By late 1943 one transport platoon was added. The battalion’s strength at the time was 691, including 48 officers, 163 noncommissioned officers, and 480 enlisted personnel (Cottam 2003, 150). Troop strength fluctuated, however, as the battalion provided basic training to women subsequently assigned elsewhere.

The alleged inability of some personnel, especially teenagers, to keep up with the very intensive training was used as a pretext to gradually transform the battalion from a first-line combat unit to one assigned mainly sentry and military police duties, which the women carried out in an exemplary fashion. Yet the organizational structure was maintained and members successfully took part in all major combat training exercises alongside male soldiers. It would seem that senior commanders were reluctant to expose women soldiers to the very heavy losses suffered by Polish troops alongside the Russians. One third of the 1st Polish Division was wiped out in the Battle of Lenino in the Smolensk region.

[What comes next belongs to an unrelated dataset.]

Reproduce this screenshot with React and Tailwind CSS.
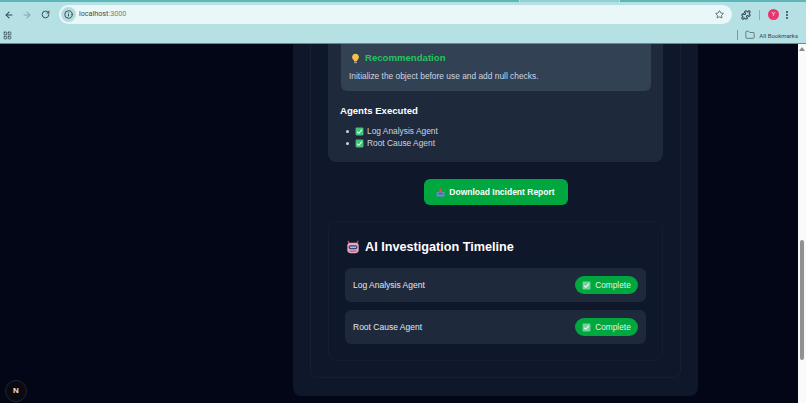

Only the Fusiliers Company took part in the Battle of Lenino, serving in auxiliary capacities such as sentry and police duties, administration of first aid, and escorting German POWs. The battalion as a whole remained at Sel’tse until early January 1944, at which time it was transferred to Smolensk. Two months later the battalion was based in Ukraine. After several additional moves, on October 12, 1944, the battalion was ordered to transfer to Praga, a suburb of Warsaw located on the Vistula River’s eastern shore. Here the battalion was charged with guarding military and civilian property. On December 16 all detached sub-units returned to the battalion. Finally, on January 17, 1945, following the liberation of Warsaw, the first group of the battalion crossed the frozen Vistula and on March 21 the battalion became directly subordinated to the Polish general staff. Its duties in Warsaw were the same as in Praga.

About 70 members of the battalion were killed during the war (Cottam 2003, 150). In May 1945 it had roughly 500 members, representing a small percentage of the total number of Polish women serving on the eastern front, with estimates ranging widely from roughly 8,500 to 14,000 (Cottam 2003, 151). These numbers include some former members of the battalion who, like Emilia Gierczak, had been appointed platoon (or company) commanders in all-male units because many of the Polish male soldiers were not suitable to be officers.

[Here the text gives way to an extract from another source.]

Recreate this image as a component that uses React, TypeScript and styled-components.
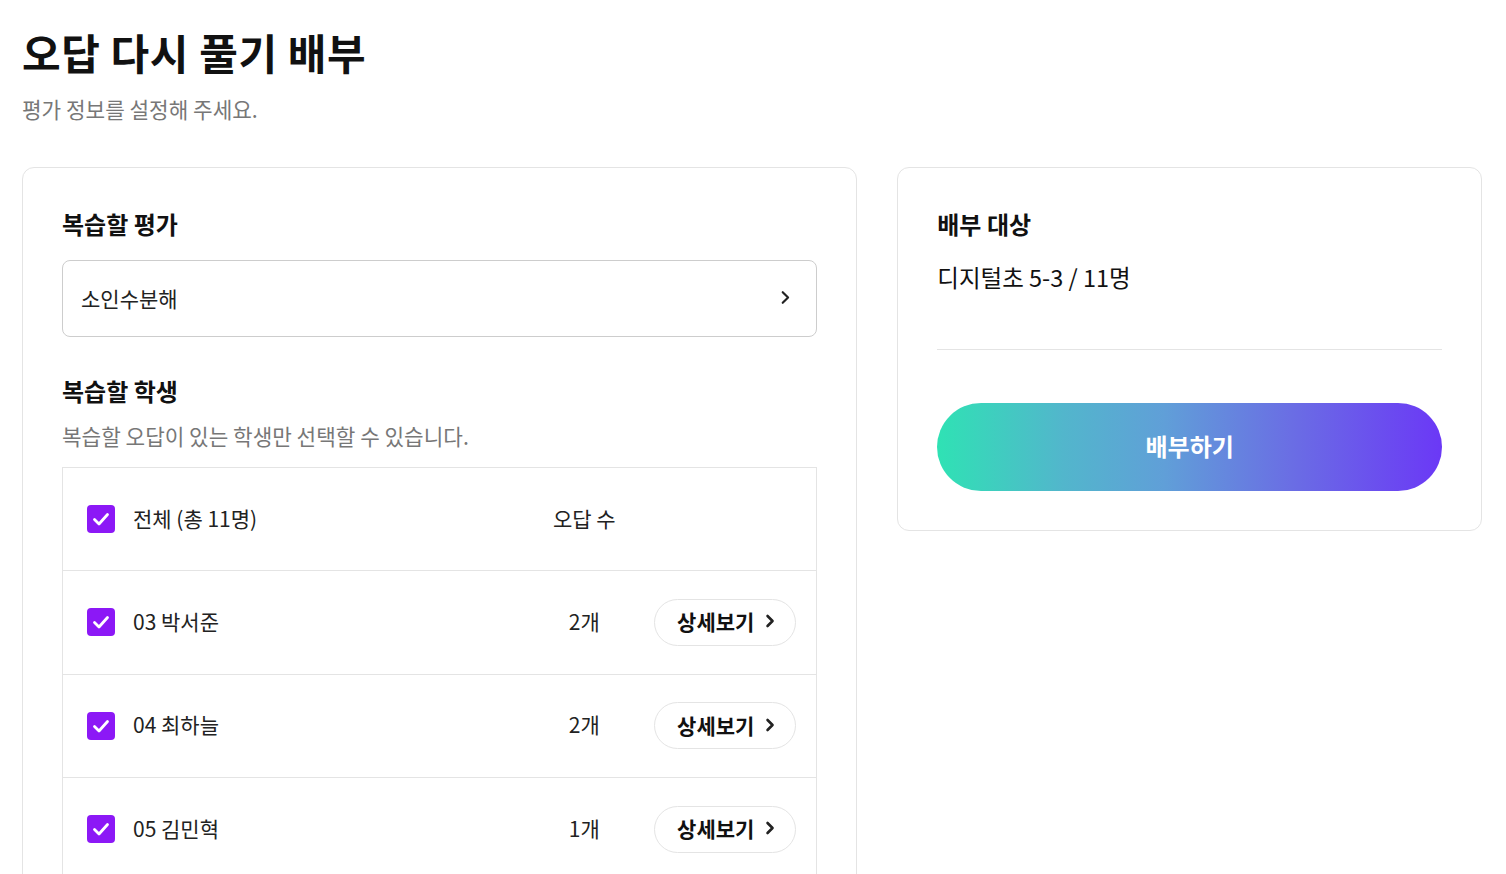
import React from "react";
import styled, { createGlobalStyle } from "styled-components";

const GlobalStyle = createGlobalStyle`
  * { box-sizing: border-box; }
  html, body { margin: 0; padding: 0; background: #ffffff; }
  body {
    font-family: "Noto Sans CJK KR", "Noto Sans", sans-serif;
    color: #111111;
  }
`;

const Page = styled.div`
  padding: 24px 24px 40px 22px;
`;

const Title = styled.h1`
  margin: 0;
  font-size: 42px;
  line-height: 56px;
  font-weight: 700;
  color: #111111;
  letter-spacing: 0.6px;
`;

const Subtitle = styled.p`
  margin: 15px 0 0;
  font-size: 21.3px;
  line-height: 28px;
  color: #777777;
  font-weight: 400;
`;

const Columns = styled.div`
  display: grid;
  grid-template-columns: 10fr 7fr;
  gap: 40px;
  margin-top: 44px;
  align-items: start;
`;

const Card = styled.section`
  border: 1px solid #e4e4e4;
  border-radius: 12px;
  padding: 39px;
  background: #ffffff;
`;

const SectionTitle = styled.h2<{ $top?: number }>`
  margin: ${(p) => p.$top ?? 0}px 0 0;
  font-size: 24px;
  line-height: 34px;
  font-weight: 700;
  color: #111111;
`;

const SelectBox = styled.button`
  margin-top: 19px;
  width: 100%;
  height: 77px;
  border: 1px solid #cdcdcd;
  border-radius: 8px;
  background: #ffffff;
  display: flex;
  align-items: center;
  justify-content: space-between;
  padding: 0 25px 2px 18px;
  font-family: inherit;
  font-size: 21px;
  color: #222222;
  cursor: pointer;
`;

const Description = styled.p`
  margin: 13px 0 0;
  font-size: 21.3px;
  line-height: 30px;
  color: #777777;
`;

const Table = styled.div`
  margin-top: 16px;
  border: 1px solid #e4e4e4;
`;

const Row = styled.div<{ $head?: boolean }>`
  display: grid;
  grid-template-columns: 1fr 100px 142px;
  column-gap: 20px;
  align-items: center;
  height: ${(p) => (p.$head ? 102 : 103.5)}px;
  padding: 0 20px 3px 24px;
  & + & {
    border-top: 1px solid #e4e4e4;
  }
`;

const NameCell = styled.label`
  display: flex;
  align-items: center;
  gap: 18px;
  font-size: 21px;
  color: #222222;
`;

const CheckBox = styled.span`
  width: 28px;
  height: 28px;
  border-radius: 4px;
  background: #8c18f6;
  display: inline-flex;
  align-items: center;
  justify-content: center;
  flex-shrink: 0;
  margin-top: 3px;
`;

const CountCell = styled.span`
  text-align: center;
  font-size: 21px;
  color: #222222;
`;

const DetailButton = styled.button`
  height: 47px;
  border: 1px solid #e4e4e4;
  border-radius: 24px;
  background: #ffffff;
  display: inline-flex;
  align-items: center;
  justify-content: center;
  gap: 11px;
  font-family: inherit;
  font-size: 21px;
  font-weight: 700;
  color: #111111;
  cursor: pointer;
  padding: 0 0 2px 2px;
  margin-top: 3px;
`;

const TargetText = styled.p`
  margin: 19px 0 0;
  font-size: 23.5px;
  line-height: 34px;
  color: #111111;
`;

const Divider = styled.hr`
  margin: 55px 0 0;
  border: none;
  border-top: 1px solid #e4e4e4;
`;

const SendButton = styled.button`
  margin-top: 53px;
  width: 100%;
  height: 88px;
  border: none;
  border-radius: 44px;
  background: linear-gradient(90deg, #2fe2b4 0%, #52b6cc 25%, #609fd8 45%, #6a6ee4 70%, #6b38f6 100%);
  color: #ffffff;
  font-family: inherit;
  font-size: 24px;
  font-weight: 700;
  cursor: pointer;
  padding-bottom: 4px;
`;

const Check = () => (
  <svg width="20" height="20" viewBox="0 0 20 20" fill="none">
    <path d="M3.5 10.5 L8 15 L16.5 5.5" stroke="#ffffff" strokeWidth="2.8" strokeLinecap="round" strokeLinejoin="round" />
  </svg>
);

const Chevron = ({ size = 14, stroke = 2.2 }: { size?: number; stroke?: number }) => (
  <svg width={size * 0.72} height={size} viewBox="0 0 10 14" fill="none">
    <path d="M2.5 2 L7.5 7 L2.5 12" stroke="#222222" strokeWidth={stroke} strokeLinecap="round" strokeLinejoin="round" />
  </svg>
);

const students = [
  { id: "03", name: "박서준", count: 2 },
  { id: "04", name: "최하늘", count: 2 },
  { id: "05", name: "김민혁", count: 1 },
];

export default function App() {
  return (
    <>
      <GlobalStyle />
      <Page>
        <Title>오답 다시 풀기 배부</Title>
        <Subtitle>평가 정보를 설정해 주세요.</Subtitle>
        <Columns>
          <Card>
            <SectionTitle>복습할 평가</SectionTitle>
            <SelectBox>
              <span>소인수분해</span>
              <Chevron size={15} stroke={2} />
            </SelectBox>
            <SectionTitle $top={37}>복습할 학생</SectionTitle>
            <Description>복습할 오답이 있는 학생만 선택할 수 있습니다.</Description>
            <Table>
              <Row $head>
                <NameCell>
                  <CheckBox>
                    <Check />
                  </CheckBox>
                  전체 (총 11명)
                </NameCell>
                <CountCell>오답 수</CountCell>
                <span />
              </Row>
              {students.map((s) => (
                <Row key={s.id}>
                  <NameCell>
                    <CheckBox>
                      <Check />
                    </CheckBox>
                    {s.id} {s.name}
                  </NameCell>
                  <CountCell>{s.count}개</CountCell>
                  <DetailButton>
                    상세보기
                    <Chevron size={14} stroke={2.6} />
                  </DetailButton>
                </Row>
              ))}
            </Table>
          </Card>
          <Card>
            <SectionTitle>배부 대상</SectionTitle>
            <TargetText>디지털초 5-3 / 11명</TargetText>
            <Divider />
            <SendButton>배부하기</SendButton>
          </Card>
        </Columns>
      </Page>
    </>
  );
}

On May 25, 1945, the battalion was disbanded in Warsaw, and on July 23, 1945, the discharged Platerowki were issued a complete uniform and two towels. Some of them secured employment in military institutions and about fifty became pioneer farmers in Platerowka, a village named after them in the newly acquired Western territories. On June 20, 1993, a commemorative plaque dedicated to the Platerowki (women soldiers of the 1st and 2nd Polish Armies formed in the USSR) was unveiled. The ceremony took place in the Cathedral of the Polish Armed Forces in Warsaw.

The following are selected prominent members of the battalion:

Halina Bielawska-Pietkiewicz. Lieutenant-colonel and former commander of the officer cadet corps in the infantry officer school in Ryazan.’ She was third in her division to be promoted and her decorations included the Cross of Valor.

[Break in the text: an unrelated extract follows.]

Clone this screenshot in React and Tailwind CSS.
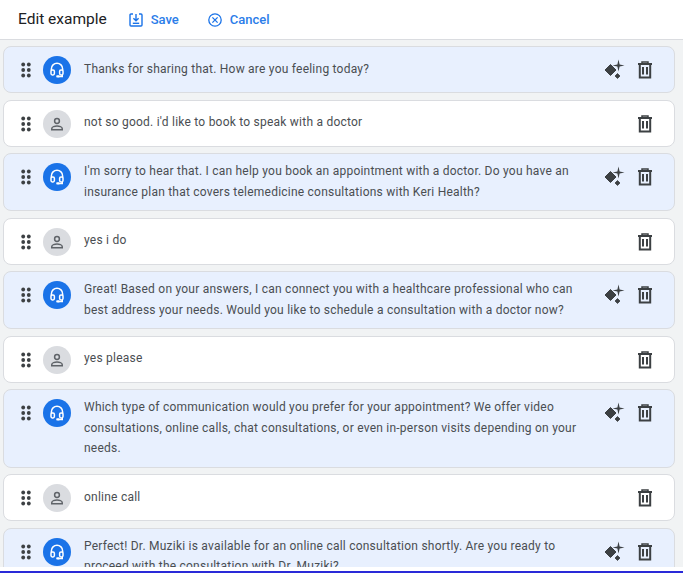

Helena Jablonska. Second lieutenant. As a private serving with the Fusiliers Company, she had been wounded in the Battle of Lenino. She was awarded the Virtuti Militari, the highest Polish military decoration, and the Cross of Valor.

Aniela Krzywon. She served as a private with the Fusiliers Company and was killed in the Battle of Lenino. She is the only Polish woman soldier awarded Hero of the Soviet Union, the highest Soviet military decoration.

Janina Wolanin. Major (Ret). She served as commander of a mortar company in the 3rd Polish Division. She was wounded three times, and was awarded the Virtuti Militari and the Cross of Valor.